A Yes vote would derange British politics far more than the Leave result. There would be febrile divisions within and between parties at both Holyrood and Westminster about how to end the Union. The knock-on effects in Ireland would be cited. There would be splits over yet another referendum. Ms Sturgeon herself has set a precedent by trying to reverse the EU result. As with Brexit, the negotiations would be prey to egos and faction-fighting. Legislation would be stalled, mauled and rejected.

Entering an election in the midst of all that would be a high risk move indeed.

Talk of a second referendum within this parliament - despite the lack of time for a transition, despite the worry of the 2021 poll - is therefore nonsense.

Ms Sturgeon knows it. She says it to keep the flame alive and please the Yes movement, which is understandable. But at the end of the day, her Bill is an insult to the electorate and a fraud.

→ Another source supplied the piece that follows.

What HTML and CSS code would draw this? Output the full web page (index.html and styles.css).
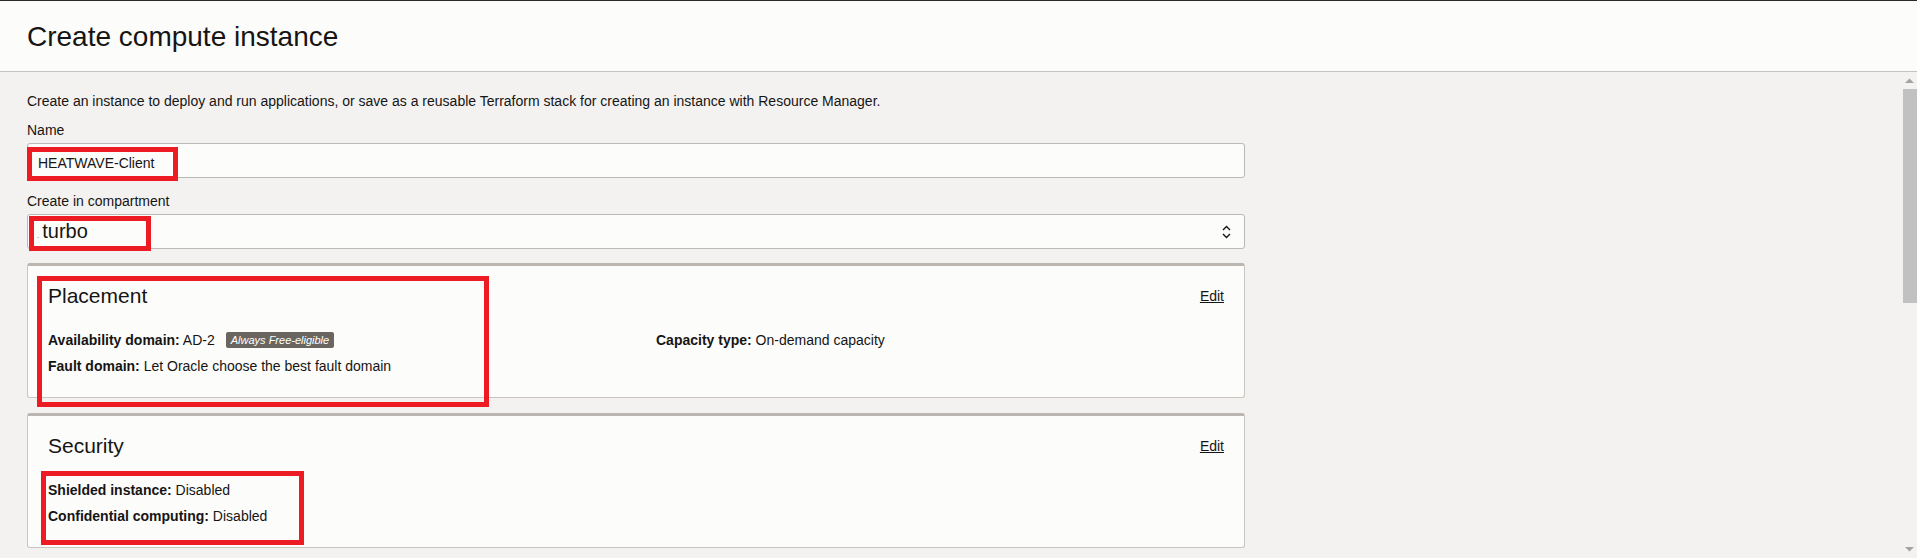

The route to independence is securing a robust Yes vote at the start of a Holyrood term, then spending the rest of the parliament working like hell to put it into effect. The result would be under constant attack and the process extraordinarily tough. It would most likely take up an entire Holyrood term, to the detriment of other policy areas, and quite probably the reputation of the SNP. It would not be nice and orderly. And it will not be before 2021.

If the First Minister cannot be honest with the country about at least some of that, she should not expect it to trust her if she ever does get her referendum.